Actions like offshoring and outsourcing for jobs however pose a threat on company culture, and can destroy the very fabric of a company you are trying to build. In an effort to reduce cost and maximize profits many American companies have begun to reduce their North American workforce by outsourcing critical jobs outside of the U.S. In a study conducted by the University of California nearly 14 million white-collar jobs including engineering, information technology and architecture are vulnerable to being outsourced offshore. This is the inverse of the American Dream. When talent is outsourced it creates difficulties for people to find jobs of upward mobility where they can make a name for themselves. Offshoring causes U.S. companies to lose their two best assets, their human-capital and company culture.  In order to build a culture it is essential to invest in people and a community.

The US Department of Labor reports that more than one in three workers who are displaced remain unemployed. Is this the scenario that we wish to have? This is a lose-lose situation. Outsourcing has brought record unemployment in engineering fields, and under-enrollment in STEM related fields in colleges and universities. Don’t outsource your talent, keep it in-house and build on the culture you have created. Simple price-cutting to gain traction in international markets does not justify offshoring the talent of your best people and negatively impacting the culture your company has built. “Workers are no longer people. They are costly commodities to be cut in order to increase shareholder value,” says tech enthusiast Gary Alexander.

A thriving startup scene, such as Los Angeles, could be greatly harmed if its startups and high growing companies outsource its technical talent. The LA and Silicon Beach startup culture has grown to be so strong that it would not make sense to negatively impact something that is fresh and unique. It is a town of transient people who dream big and want to change the world.  It is a culture of storytellers that has developed into a really healthy tech ecosystem.

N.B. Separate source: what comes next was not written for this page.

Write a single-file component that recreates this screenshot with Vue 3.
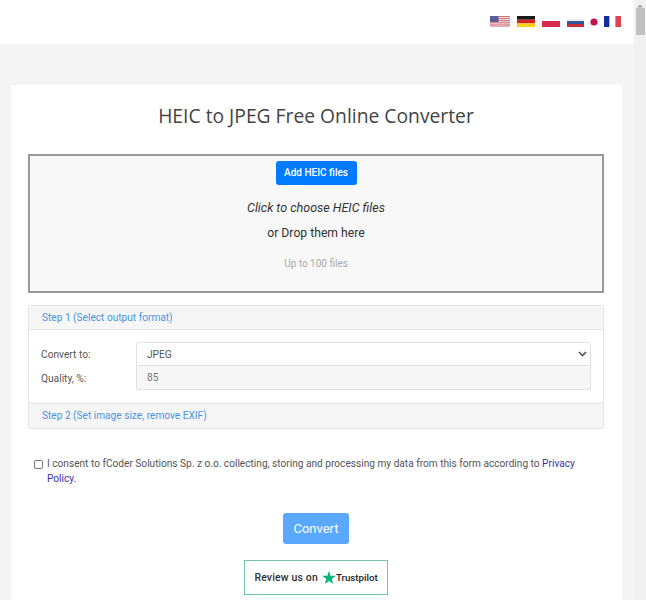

Startup accelerators like Launchpad, Mucker Lab, Amplify and Start Engine have blossomed and companies like ZEFR, Beachmint, Maker Studios, Snapchat, and Whisper are leading the revolution that is taking place in LA. The creativity and talent that exists in Los Angeles is what makes its startup culture so unique. The town culture, similar to company culture, requires values and people that love working there. In LA the people working for these values are its startups. The activity of outsourcing forces the local technical talent to compete head-on with foreign workers. It reduces the brand name of the US firm and potentially gives away its proprietary technology. Actions like this could increasingly harm vibrant startup cultures such as Los Angeles and Silicon Beach.

When asked about the current state of outsourcing in the Los Angeles tech scene Talent Acquisition Consultant James Chmielinski had this to say, “LA Tech leaders can leverage outsourcing simultaneously while protecting company culture.  Symptoms of a failing strategy are easily recognized on a team, sparking rebellion.  What starts as incremental change trickles down with a perception and magnitude that can cause attrition for an entire group.  It is correctable but the failure in execution can lead to unwanted turnover.  It happens frequently."

The thought I leave you with is this - why destroy something that has proved to be great. Outsourcing technology is not the answer to gaining competitive advantage. Focus on your culture and nurture your talent to become the best version of yourself that you can be.

Would Abraham Lincoln chop town his log house? I think not, unless he really needed the wood.